Researching my book 'Literacy on the Left' has led me to read about pre and post-revolutionary Russia and how the leaders of that transformation of society saw the role of education. Was schooling and education part of the way forward for change for leaders like Lenin and Trotsky (pictured) in their building for the revolution?
Here is historian Sheila Fitzpatrick (1979)
As a revolutionary opponent of the Tsarist regime, Lenin invariably chose the course of political activism rather than that of gradual enlightenment of the people. He showed comparatively little interest in the efforts of Social-Democrat intellectuals to educate the workers in the 1890s and expressed contempt for the liberal enlighteners of the Committee on Illiteracy who were prepared to settle for gradual change within the existing political framework. (p.8)
This to me indicates Lenin's belief that 'events' were worth more than theory and a commitment to a materialist conception of history as contended by Marx.
Fitzpatrick goes on in her book to describe that after the revolution, Lenin was insistent that education was crucial and fought against what he called 'Communist conceit' that resented that workers had things to learn from the bourgeoisie. Lenin believed that people with education were more cultured than people without it. Workers and Communists who pretended that 'bourgeois' culture was inferior to 'proletarian' were simply confusing the issue: the basic cultural task of the Soviet state was to raise the educational level of the masses, and the basic task for communists was to raise their own cultural level by learning the skills of the bourgeoisie' (p9)

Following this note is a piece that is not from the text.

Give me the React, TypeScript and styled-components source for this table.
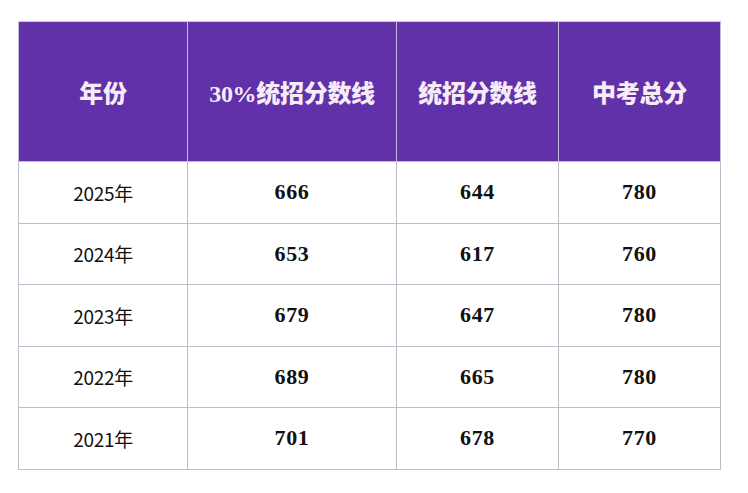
import styled, { createGlobalStyle } from 'styled-components'

/*---> Data <---*/
const headers = ['年份', '30%统招分数线', '统招分数线', '中考总分']

const rows = [
  { year: '2025年', top: '666', line: '644', total: '780' },
  { year: '2024年', top: '653', line: '617', total: '760' },
  { year: '2023年', top: '679', line: '647', total: '780' },
  { year: '2022年', top: '689', line: '665', total: '780' },
  { year: '2021年', top: '701', line: '678', total: '770' },
]

/*---> Component <---*/
export default function App() {
  return (
    <>
      <GlobalStyle />
      <Page>
        <Table>
          <colgroup>
            <col style={{ width: 169 }} />
            <col style={{ width: 209 }} />
            <col style={{ width: 162 }} />
            <col style={{ width: 162 }} />
          </colgroup>
          <thead>
            <tr>
              {headers.map((h) => (
                <HeadCell key={h}>{h}</HeadCell>
              ))}
            </tr>
          </thead>
          <tbody>
            {rows.map((r) => (
              <Row key={r.year}>
                <YearCell>{r.year}</YearCell>
                <NumCell>{r.top}</NumCell>
                <NumCell>{r.line}</NumCell>
                <NumCell>{r.total}</NumCell>
              </Row>
            ))}
          </tbody>
        </Table>
      </Page>
    </>
  )
}

/*---> Styles <---*/
const GlobalStyle = createGlobalStyle`
  html, body {
    margin: 0;
    padding: 0;
    background: #ffffff;
  }
`

const Page = styled.div`
  width: 748px;
  height: 493px;
  padding: 21px 0 0 18px;
  box-sizing: border-box;
`

const Table = styled.table`
  width: 703px;
  border-collapse: collapse;
  table-layout: fixed;
`

const HeadCell = styled.th`
  height: 139px;
  padding: 0;
  background: #6031a9;
  color: #f6ebf6;
  font-family: 'Liberation Serif', 'Noto Sans CJK SC', serif;
  font-size: 24px;
  font-weight: 900;
  text-align: center;
  letter-spacing: -0.3px;
  border: 1.5px solid #c3b8dc;
  border-top-color: #d6cbe6;
`

const Row = styled.tr`
  height: 61.5px;
`

const Cell = styled.td`
  padding: 0;
  text-align: center;
  color: #111111;
  border: 1.5px solid #b9bfc8;
`

const YearCell = styled(Cell)`
  font-family: 'Noto Sans CJK SC', 'Noto Sans', sans-serif;
  font-size: 19px;
  letter-spacing: -0.3px;
`

const NumCell = styled(Cell)`
  font-family: 'Liberation Serif', serif;
  font-size: 22px;
  font-weight: 700;
  letter-spacing: 0.6px;
`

So Lenin saw education and culture as autonomous. When I discuss left approaches to literacy and education in the book, there is a clear distinction to made between more post-modern approaches which sees knowledge and culture as ideological and the views of Marxists like Lenin who took the culture and learning in the hands of the ruling class as being a reflection of the developments of humanity and knowledge - now to be shared with all.